Unallotment marks DFL failure“Devastating.” “Irresponsible.” “Drastic.”
By: Steve Drazkowski, Wabasha, The Republican Eagle
“Devastating.” “Irresponsible.” “Drastic.”
The only thing more laughable than Sen. Steve Murphy’s latest rant about Governor Pawlenty’s unallotment plans — a move forced on the governor by Murphy and his DFL cohorts — is his comment that the Legislature passed a “responsible and balanced budget.”
Then why, after five months, did the Democrat-controlled Legislature wait until one minute remained in the 2009 session to approve a $1 billion tax increase bill — talk about devastating, irresponsible and drastic — to put their lousy budget into balance?

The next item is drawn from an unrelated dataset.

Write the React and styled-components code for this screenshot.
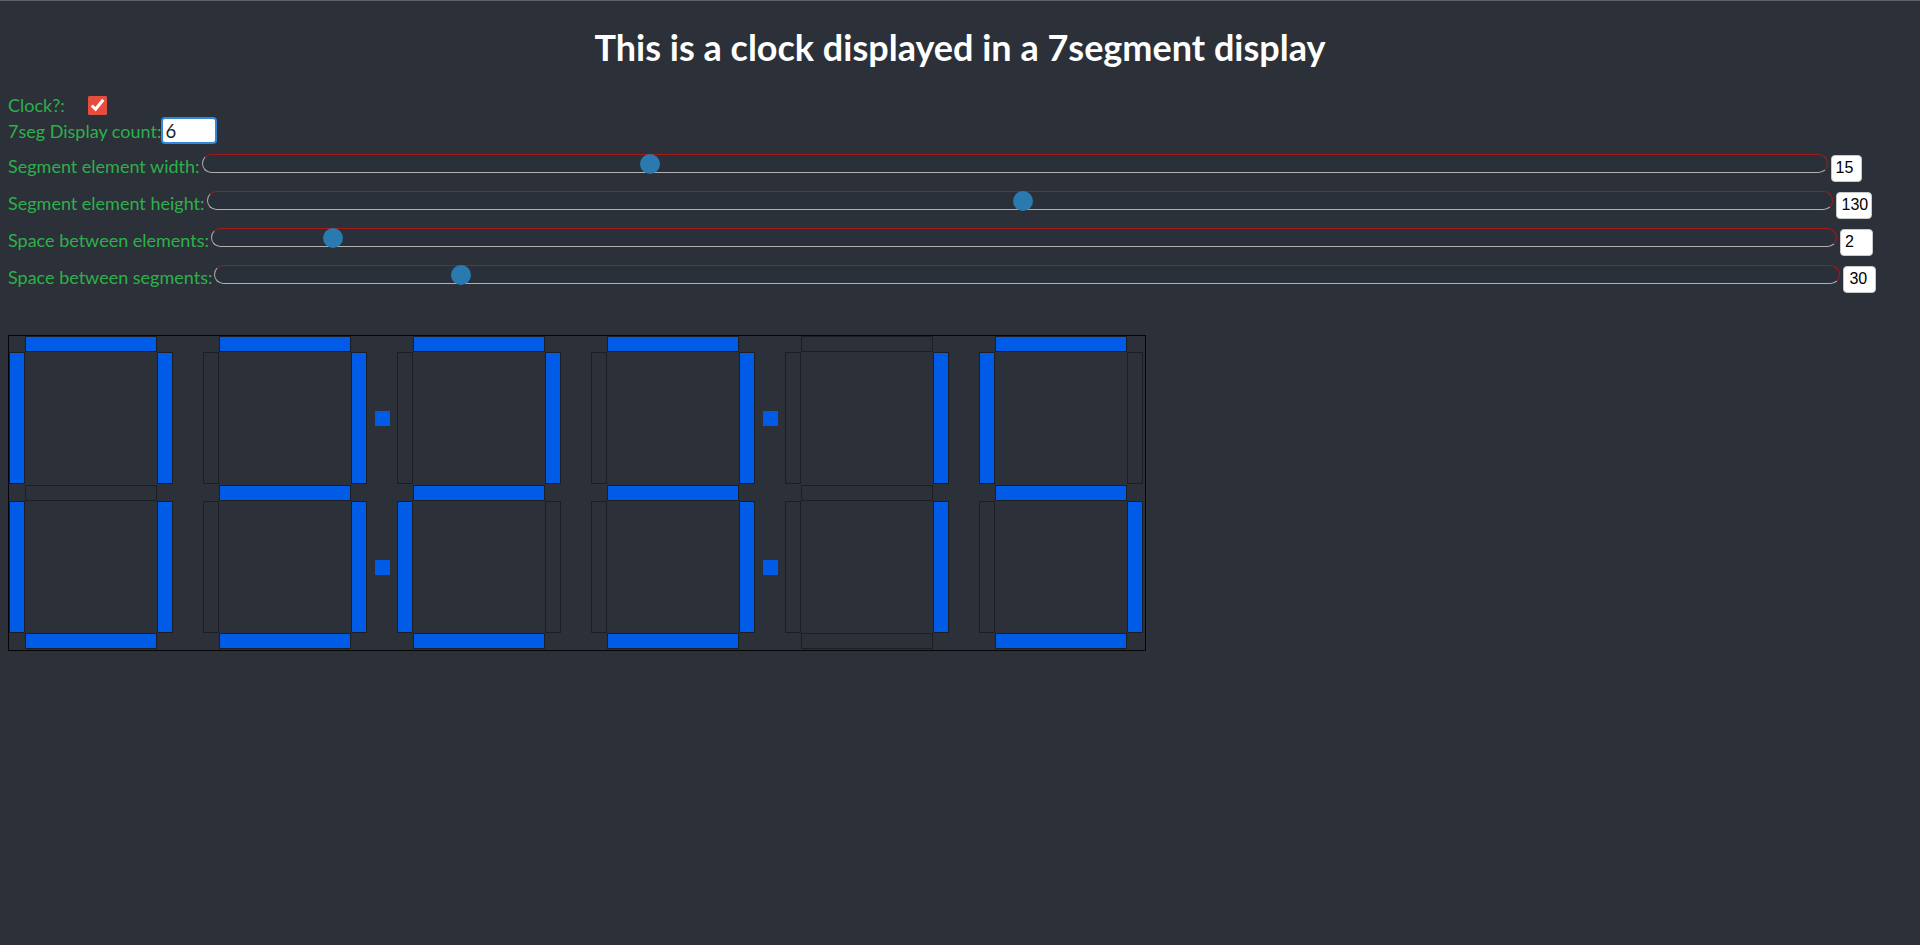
import React from 'react';
import styled, { createGlobalStyle } from 'styled-components';

const GlobalStyle = createGlobalStyle`
  html, body { margin: 0; padding: 0; background: #2c3038; }
  body { font-family: Lato, "Open Sans", sans-serif; }
  * { box-sizing: border-box; }
`;

const Page = styled.div`
  min-height: 100vh;
  border-top: 1px solid #5d6066;
  padding: 0 8px;
  background: #2c3038;
`;

const Title = styled.h1`
  margin: 0;
  padding: 26px 0 26px;
  font-size: 36px;
  line-height: 40px;
  font-weight: 700;
  color: #ffffff;
  text-align: center;
`;

const Controls = styled.div`
  display: flex;
  flex-direction: column;
`;

const ToggleRow = styled.div`
  display: flex;
  align-items: center;
  height: 24px;
`;

const Row = styled.div`
  display: flex;
  align-items: baseline;
  height: 37px;
`;

const Label = styled.span`
  color: #2db04b;
  font-size: 18px;
  white-space: nowrap;
`;

const Check = styled.input.attrs({ type: 'checkbox' })`
  width: 19px;
  height: 19px;
  margin: 0 0 0 23px;
  accent-color: #e74c3c;
`;

const CountInput = styled.input.attrs({ type: 'text' })`
  width: 56px;
  height: 27px;
  margin: 0;
  padding: 0 2px;
  border: 2px solid #2f88da;
  border-radius: 4px;
  background: #ffffff;
  color: #1a1f2b;
  font-family: Lato, "Open Sans", sans-serif;
  font-size: 18.5px;
  outline: none;
`;

const Range = styled.input.attrs({ type: 'range' })`
  -webkit-appearance: none;
  appearance: none;
  width: 1626px;
  height: 19px;
  margin: 0 2px;
  padding: 0;
  border: 1px solid;
  border-color: #a31a1a #a31a1a #b0b0b0 #b0b0b0;
  border-radius: 10px;
  background: #29303a;
  outline: none;

  &::-webkit-slider-thumb {
    -webkit-appearance: none;
    appearance: none;
    width: 20px;
    height: 20px;
    border: none;
    border-radius: 50%;
    background: #2a7ab0;
  }
`;

const NumberBox = styled.input.attrs({ type: 'number' })`
  width: ${(p) => p.$w}px;
  height: 27px;
  margin: 0 0 0 1px;
  padding: 0 0 0 ${(p) => p.$pad}px;
  border: 1px solid #c9c9c9;
  border-radius: 4px;
  background: #ffffff;
  color: #000000;
  font-family: "Liberation Sans", Arial, sans-serif;
  font-size: 16px;
  outline: none;
  -moz-appearance: textfield;

  &::-webkit-inner-spin-button,
  &::-webkit-outer-spin-button {
    -webkit-appearance: none;
    margin: 0;
  }
`;

const Display = styled.div`
  display: flex;
  width: fit-content;
  margin-top: 33px;
  padding: 0 2px 1px 0;
  border: 1px solid #050505;
`;

const Digit = styled.div`
  display: grid;
  grid-template-columns: 16px 132px 16px;
  grid-template-rows: 16px 133px 16px 132px 16px;
`;

const Segment = styled.div`
  grid-column: ${(p) => p.$col};
  grid-row: ${(p) => p.$row};
  align-self: start;
  width: ${(p) => (p.$vertical ? 16 : 132)}px;
  height: ${(p) => (p.$vertical ? 132 : 16)}px;
  border: 1px solid #1b1e23;
  background: ${(p) => (p.$on ? '#005ce6' : 'transparent')};
`;

const Separator = styled.div`
  width: 30px;
  display: grid;
  grid-template-rows: 16px 133px 16px 132px 16px;
  justify-items: center;
  align-items: center;
`;

const Dot = styled.div`
  grid-row: ${(p) => p.$row};
  width: 15px;
  height: 15px;
  background: #005ce6;
`;

const SEGMENTS = [
  { key: 'a', col: 2, row: 1, vertical: false },
  { key: 'f', col: 1, row: 2, vertical: true },
  { key: 'b', col: 3, row: 2, vertical: true },
  { key: 'g', col: 2, row: 3, vertical: false },
  { key: 'e', col: 1, row: 4, vertical: true },
  { key: 'c', col: 3, row: 4, vertical: true },
  { key: 'd', col: 2, row: 5, vertical: false },
];

const DIGIT_MAP = {
  0: 'abcdef',
  1: 'bc',
  2: 'abdeg',
  3: 'abcdg',
  4: 'bcfg',
  5: 'acdfg',
  6: 'acdefg',
  7: 'abc',
  8: 'abcdefg',
  9: 'abcdfg',
};

const SLIDERS = [
  { label: 'Segment element width:', value: 15, max: 55, w: 31, pad: 4 },
  { label: 'Segment element height:', value: 130, max: 259, w: 36, pad: 5 },
  { label: 'Space between elements:', value: 2, max: 29, w: 33, pad: 4 },
  { label: 'Space between segments:', value: 30, max: 204, w: 33, pad: 5 },
];

function SevenSeg({ value }) {
  const lit = DIGIT_MAP[value];
  return (
    <Digit>
      {SEGMENTS.map((s) => (
        <Segment
          key={s.key}
          $col={s.col}
          $row={s.row}
          $vertical={s.vertical}
          $on={lit.includes(s.key)}
        />
      ))}
    </Digit>
  );
}

export default function App() {
  const digits = [0, 3, 2, 3, 1, 5];
  return (
    <Page>
      <GlobalStyle />
      <Title>This is a clock displayed in a 7segment display</Title>
      <Controls>
        <ToggleRow>
          <Label>Clock?:</Label>
          <Check defaultChecked />
        </ToggleRow>
        <Row>
          <Label>7seg Display count:</Label>
          <CountInput defaultValue="6" />
        </Row>
        {SLIDERS.map((s) => (
          <Row key={s.label}>
            <Label>{s.label}</Label>
            <Range min={0} max={s.max} defaultValue={s.value} />
            <NumberBox $w={s.w} $pad={s.pad} defaultValue={s.value} />
          </Row>
        ))}
      </Controls>
      <Display>
        {digits.map((d, i) => (
          <React.Fragment key={i}>
            {i > 0 && (
              <Separator>
                {(i === 2 || i === 4) && (
                  <>
                    <Dot $row={2} />
                    <Dot $row={4} />
                  </>
                )}
              </Separator>
            )}
            <SevenSeg value={d} />
          </React.Fragment>
        ))}
      </Display>
    </Page>
  );
}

Basically, so they could tour the state to once again blame the governor for their failed leadership and attempt to convince you that their budget was “fiscally responsible.”
And what a budget plan it was: blocked efforts to bring cost-saving reforms to health care. No permanent job creation policies. Significant funding increases for welfare.
Instead of prioritizing the $31 billion Minnesota expected to collect over the next two years, the Democrats approved spending $34 billion.
And because of this, Pawlenty must trim the budget on his own. Doing so allows Minnesota to avoid a special session and save the taxpayers roughly $40,000 per day.
It’s painfully obvious that the Democrats had every intention of dragging our state through a costly, lengthy special session in hopes of forcing the governor to consent to tax increases. We can all be thankful the governor is showing leadership and will do the dirty work that legislative leadership refused to do.
But the governor’s action means we’ll all have to endure months and months of grandiosity from disappointed DFLers — much like the last time a lawmaker told us it was a matter of time before another bridge fell down.
Instead of giving us their spin, maybe they could answer a few common-sense questions.
We continue to hear how the Legislature cut more government spending than the governor proposed. That’s wonderful, but why then is the governor now forced to cut $3 billion to balance the budget Democrats approved? And why did Democrats need to raise taxes if their spending reduction efforts were so great?
The numbers, and the political rhetoric, simply do not add up.
We continue to hear about “devastating” budget reductions that will occur through unallotment. If these cuts concerned Democrats so much, then why didn’t they work harder to compromise and prevent this process from happening?
Pawlenty announced his unallotment thoughts four days prior to the end of session. How did the Democrats respond? By making only one official counter-offer in that time span.
Actions speak louder than words. If Democrats were truly concerned about our hospitals, our elderly, and our poor, then why didn’t they do more? Why didn’t they say, “Our citizens are more important than our tax-and-spend principles, let’s end this political game”?
It never happened. The goal of Democrats this session was to make the governor take the fall for our economic problems, despite the fact that the DFL-controlled Legislature put us in this mess through their state spending policies over the past three years.
Democrats can spin this however they want, but the facts are clear. If they truly wanted to prevent these cuts, they could have spent day and night negotiating with the governor over the final weekend of session to ensure that every hospital would receive needed funding and that every resident would maintain their health insurance.
Make no mistake, folks, your Democrat-led Legislature let you down.
They thought it was more important to give Pawlenty a black eye than to fight for your interests.
As unallotment begins, ask yourself, “Did the Democrat-led Legislature truly do all it could to stop this from happening?” Clearly, the answer is no.
It’s easy to blame Pawlenty because he’s making the cuts. Let’s not forget which party put its feet in cement and forced him to go there.